- INFORMATION PROVIDED -

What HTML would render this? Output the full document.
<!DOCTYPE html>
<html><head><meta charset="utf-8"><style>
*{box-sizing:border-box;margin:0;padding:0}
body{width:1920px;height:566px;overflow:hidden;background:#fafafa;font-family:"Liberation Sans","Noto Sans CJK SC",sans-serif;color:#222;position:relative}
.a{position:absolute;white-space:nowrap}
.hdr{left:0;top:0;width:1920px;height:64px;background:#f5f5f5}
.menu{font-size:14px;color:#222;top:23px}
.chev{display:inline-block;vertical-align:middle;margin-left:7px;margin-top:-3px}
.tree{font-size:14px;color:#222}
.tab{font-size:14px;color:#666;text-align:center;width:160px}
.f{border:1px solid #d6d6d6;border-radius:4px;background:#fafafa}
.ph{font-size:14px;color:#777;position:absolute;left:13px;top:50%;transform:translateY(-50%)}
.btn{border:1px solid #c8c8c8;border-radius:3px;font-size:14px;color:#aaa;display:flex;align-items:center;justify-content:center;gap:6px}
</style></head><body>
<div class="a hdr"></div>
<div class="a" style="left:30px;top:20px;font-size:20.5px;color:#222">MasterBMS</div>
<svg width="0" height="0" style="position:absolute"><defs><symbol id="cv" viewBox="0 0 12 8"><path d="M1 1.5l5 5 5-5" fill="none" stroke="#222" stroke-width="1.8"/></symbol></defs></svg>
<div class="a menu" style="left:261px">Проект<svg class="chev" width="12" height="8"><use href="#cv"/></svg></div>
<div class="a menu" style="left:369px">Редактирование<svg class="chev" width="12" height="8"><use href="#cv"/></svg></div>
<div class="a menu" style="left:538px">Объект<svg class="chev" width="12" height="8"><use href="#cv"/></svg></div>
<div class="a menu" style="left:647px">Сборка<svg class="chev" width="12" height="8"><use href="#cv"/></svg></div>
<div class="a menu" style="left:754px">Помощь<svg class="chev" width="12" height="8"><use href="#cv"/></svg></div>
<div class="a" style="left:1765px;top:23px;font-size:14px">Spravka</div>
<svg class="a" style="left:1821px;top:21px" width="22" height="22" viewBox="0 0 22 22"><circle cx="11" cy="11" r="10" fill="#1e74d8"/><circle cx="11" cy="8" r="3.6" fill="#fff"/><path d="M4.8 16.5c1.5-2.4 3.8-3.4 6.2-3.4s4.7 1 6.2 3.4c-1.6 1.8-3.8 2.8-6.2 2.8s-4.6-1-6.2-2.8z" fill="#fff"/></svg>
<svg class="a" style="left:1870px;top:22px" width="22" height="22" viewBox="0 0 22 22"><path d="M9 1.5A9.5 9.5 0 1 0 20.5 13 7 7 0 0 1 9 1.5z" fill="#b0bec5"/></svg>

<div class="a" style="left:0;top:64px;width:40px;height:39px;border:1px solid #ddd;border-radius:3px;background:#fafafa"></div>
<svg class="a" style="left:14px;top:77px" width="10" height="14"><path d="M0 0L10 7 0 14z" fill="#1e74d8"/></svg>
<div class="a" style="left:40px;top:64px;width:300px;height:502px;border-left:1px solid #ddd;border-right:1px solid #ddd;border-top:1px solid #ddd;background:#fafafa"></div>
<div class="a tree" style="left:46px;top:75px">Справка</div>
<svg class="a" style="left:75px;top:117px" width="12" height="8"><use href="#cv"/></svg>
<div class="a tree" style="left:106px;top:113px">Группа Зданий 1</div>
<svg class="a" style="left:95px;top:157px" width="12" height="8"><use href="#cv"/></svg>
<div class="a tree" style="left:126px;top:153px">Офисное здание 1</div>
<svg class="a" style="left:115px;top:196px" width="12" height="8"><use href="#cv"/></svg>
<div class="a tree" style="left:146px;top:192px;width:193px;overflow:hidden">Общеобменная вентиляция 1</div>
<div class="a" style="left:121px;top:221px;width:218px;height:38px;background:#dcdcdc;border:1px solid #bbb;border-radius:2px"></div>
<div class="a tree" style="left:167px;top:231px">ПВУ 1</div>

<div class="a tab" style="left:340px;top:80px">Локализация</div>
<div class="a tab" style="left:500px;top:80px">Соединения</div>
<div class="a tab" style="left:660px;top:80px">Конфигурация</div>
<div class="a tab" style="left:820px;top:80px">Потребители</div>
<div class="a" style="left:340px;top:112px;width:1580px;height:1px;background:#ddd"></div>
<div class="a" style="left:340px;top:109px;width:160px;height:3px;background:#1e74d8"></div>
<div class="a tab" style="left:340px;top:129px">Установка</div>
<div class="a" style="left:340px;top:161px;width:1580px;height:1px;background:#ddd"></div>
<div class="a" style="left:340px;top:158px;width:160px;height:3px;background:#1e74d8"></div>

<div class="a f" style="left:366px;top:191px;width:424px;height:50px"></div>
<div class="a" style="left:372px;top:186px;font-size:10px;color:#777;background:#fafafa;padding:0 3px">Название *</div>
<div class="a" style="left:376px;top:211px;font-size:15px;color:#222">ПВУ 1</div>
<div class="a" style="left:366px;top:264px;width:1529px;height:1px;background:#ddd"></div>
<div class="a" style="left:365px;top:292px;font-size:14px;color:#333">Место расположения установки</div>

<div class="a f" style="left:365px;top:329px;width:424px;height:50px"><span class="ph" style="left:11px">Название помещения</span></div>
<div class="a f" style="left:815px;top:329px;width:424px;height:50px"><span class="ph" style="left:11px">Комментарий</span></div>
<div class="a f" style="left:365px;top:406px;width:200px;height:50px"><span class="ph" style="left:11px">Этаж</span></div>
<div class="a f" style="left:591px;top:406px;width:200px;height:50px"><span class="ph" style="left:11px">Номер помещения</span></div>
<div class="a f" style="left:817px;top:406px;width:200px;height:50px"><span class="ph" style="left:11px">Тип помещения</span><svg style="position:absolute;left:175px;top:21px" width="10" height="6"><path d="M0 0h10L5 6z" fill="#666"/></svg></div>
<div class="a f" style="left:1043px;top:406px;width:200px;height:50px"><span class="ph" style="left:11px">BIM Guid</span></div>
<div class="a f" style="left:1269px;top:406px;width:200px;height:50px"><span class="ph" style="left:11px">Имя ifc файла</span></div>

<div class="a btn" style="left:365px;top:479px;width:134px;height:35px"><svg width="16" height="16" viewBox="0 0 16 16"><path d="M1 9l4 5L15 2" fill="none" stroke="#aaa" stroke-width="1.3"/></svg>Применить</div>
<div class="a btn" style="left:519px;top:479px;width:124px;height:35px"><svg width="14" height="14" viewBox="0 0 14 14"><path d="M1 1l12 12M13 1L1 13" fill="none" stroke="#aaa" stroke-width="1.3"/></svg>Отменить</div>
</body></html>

- SHORT TASK -
Restate the data above word for word.

- EXERCISE ANSWER -
What HTML would render this? Output the full document.
<!DOCTYPE html>
<html><head><meta charset="utf-8"><style>
*{box-sizing:border-box;margin:0;padding:0}
body{width:1920px;height:566px;overflow:hidden;background:#fafafa;font-family:"Liberation Sans","Noto Sans CJK SC",sans-serif;color:#222;position:relative}
.a{position:absolute;white-space:nowrap}
.hdr{left:0;top:0;width:1920px;height:64px;background:#f5f5f5}
.menu{font-size:14px;color:#222;top:23px}
.chev{display:inline-block;vertical-align:middle;margin-left:7px;margin-top:-3px}
.tree{font-size:14px;color:#222}
.tab{font-size:14px;color:#666;text-align:center;width:160px}
.f{border:1px solid #d6d6d6;border-radius:4px;background:#fafafa}
.ph{font-size:14px;color:#777;position:absolute;left:13px;top:50%;transform:translateY(-50%)}
.btn{border:1px solid #c8c8c8;border-radius:3px;font-size:14px;color:#aaa;display:flex;align-items:center;justify-content:center;gap:6px}
</style></head><body>
<div class="a hdr"></div>
<div class="a" style="left:30px;top:20px;font-size:20.5px;color:#222">MasterBMS</div>
<svg width="0" height="0" style="position:absolute"><defs><symbol id="cv" viewBox="0 0 12 8"><path d="M1 1.5l5 5 5-5" fill="none" stroke="#222" stroke-width="1.8"/></symbol></defs></svg>
<div class="a menu" style="left:261px">Проект<svg class="chev" width="12" height="8"><use href="#cv"/></svg></div>
<div class="a menu" style="left:369px">Редактирование<svg class="chev" width="12" height="8"><use href="#cv"/></svg></div>
<div class="a menu" style="left:538px">Объект<svg class="chev" width="12" height="8"><use href="#cv"/></svg></div>
<div class="a menu" style="left:647px">Сборка<svg class="chev" width="12" height="8"><use href="#cv"/></svg></div>
<div class="a menu" style="left:754px">Помощь<svg class="chev" width="12" height="8"><use href="#cv"/></svg></div>
<div class="a" style="left:1765px;top:23px;font-size:14px">Spravka</div>
<svg class="a" style="left:1821px;top:21px" width="22" height="22" viewBox="0 0 22 22"><circle cx="11" cy="11" r="10" fill="#1e74d8"/><circle cx="11" cy="8" r="3.6" fill="#fff"/><path d="M4.8 16.5c1.5-2.4 3.8-3.4 6.2-3.4s4.7 1 6.2 3.4c-1.6 1.8-3.8 2.8-6.2 2.8s-4.6-1-6.2-2.8z" fill="#fff"/></svg>
<svg class="a" style="left:1870px;top:22px" width="22" height="22" viewBox="0 0 22 22"><path d="M9 1.5A9.5 9.5 0 1 0 20.5 13 7 7 0 0 1 9 1.5z" fill="#b0bec5"/></svg>

<div class="a" style="left:0;top:64px;width:40px;height:39px;border:1px solid #ddd;border-radius:3px;background:#fafafa"></div>
<svg class="a" style="left:14px;top:77px" width="10" height="14"><path d="M0 0L10 7 0 14z" fill="#1e74d8"/></svg>
<div class="a" style="left:40px;top:64px;width:300px;height:502px;border-left:1px solid #ddd;border-right:1px solid #ddd;border-top:1px solid #ddd;background:#fafafa"></div>
<div class="a tree" style="left:46px;top:75px">Справка</div>
<svg class="a" style="left:75px;top:117px" width="12" height="8"><use href="#cv"/></svg>
<div class="a tree" style="left:106px;top:113px">Группа Зданий 1</div>
<svg class="a" style="left:95px;top:157px" width="12" height="8"><use href="#cv"/></svg>
<div class="a tree" style="left:126px;top:153px">Офисное здание 1</div>
<svg class="a" style="left:115px;top:196px" width="12" height="8"><use href="#cv"/></svg>
<div class="a tree" style="left:146px;top:192px;width:193px;overflow:hidden">Общеобменная вентиляция 1</div>
<div class="a" style="left:121px;top:221px;width:218px;height:38px;background:#dcdcdc;border:1px solid #bbb;border-radius:2px"></div>
<div class="a tree" style="left:167px;top:231px">ПВУ 1</div>

<div class="a tab" style="left:340px;top:80px">Локализация</div>
<div class="a tab" style="left:500px;top:80px">Соединения</div>
<div class="a tab" style="left:660px;top:80px">Конфигурация</div>
<div class="a tab" style="left:820px;top:80px">Потребители</div>
<div class="a" style="left:340px;top:112px;width:1580px;height:1px;background:#ddd"></div>
<div class="a" style="left:340px;top:109px;width:160px;height:3px;background:#1e74d8"></div>
<div class="a tab" style="left:340px;top:129px">Установка</div>
<div class="a" style="left:340px;top:161px;width:1580px;height:1px;background:#ddd"></div>
<div class="a" style="left:340px;top:158px;width:160px;height:3px;background:#1e74d8"></div>

<div class="a f" style="left:366px;top:191px;width:424px;height:50px"></div>
<div class="a" style="left:372px;top:186px;font-size:10px;color:#777;background:#fafafa;padding:0 3px">Название *</div>
<div class="a" style="left:376px;top:211px;font-size:15px;color:#222">ПВУ 1</div>
<div class="a" style="left:366px;top:264px;width:1529px;height:1px;background:#ddd"></div>
<div class="a" style="left:365px;top:292px;font-size:14px;color:#333">Место расположения установки</div>

<div class="a f" style="left:365px;top:329px;width:424px;height:50px"><span class="ph" style="left:11px">Название помещения</span></div>
<div class="a f" style="left:815px;top:329px;width:424px;height:50px"><span class="ph" style="left:11px">Комментарий</span></div>
<div class="a f" style="left:365px;top:406px;width:200px;height:50px"><span class="ph" style="left:11px">Этаж</span></div>
<div class="a f" style="left:591px;top:406px;width:200px;height:50px"><span class="ph" style="left:11px">Номер помещения</span></div>
<div class="a f" style="left:817px;top:406px;width:200px;height:50px"><span class="ph" style="left:11px">Тип помещения</span><svg style="position:absolute;left:175px;top:21px" width="10" height="6"><path d="M0 0h10L5 6z" fill="#666"/></svg></div>
<div class="a f" style="left:1043px;top:406px;width:200px;height:50px"><span class="ph" style="left:11px">BIM Guid</span></div>
<div class="a f" style="left:1269px;top:406px;width:200px;height:50px"><span class="ph" style="left:11px">Имя ifc файла</span></div>

<div class="a btn" style="left:365px;top:479px;width:134px;height:35px"><svg width="16" height="16" viewBox="0 0 16 16"><path d="M1 9l4 5L15 2" fill="none" stroke="#aaa" stroke-width="1.3"/></svg>Применить</div>
<div class="a btn" style="left:519px;top:479px;width:124px;height:35px"><svg width="14" height="14" viewBox="0 0 14 14"><path d="M1 1l12 12M13 1L1 13" fill="none" stroke="#aaa" stroke-width="1.3"/></svg>Отменить</div>
</body></html>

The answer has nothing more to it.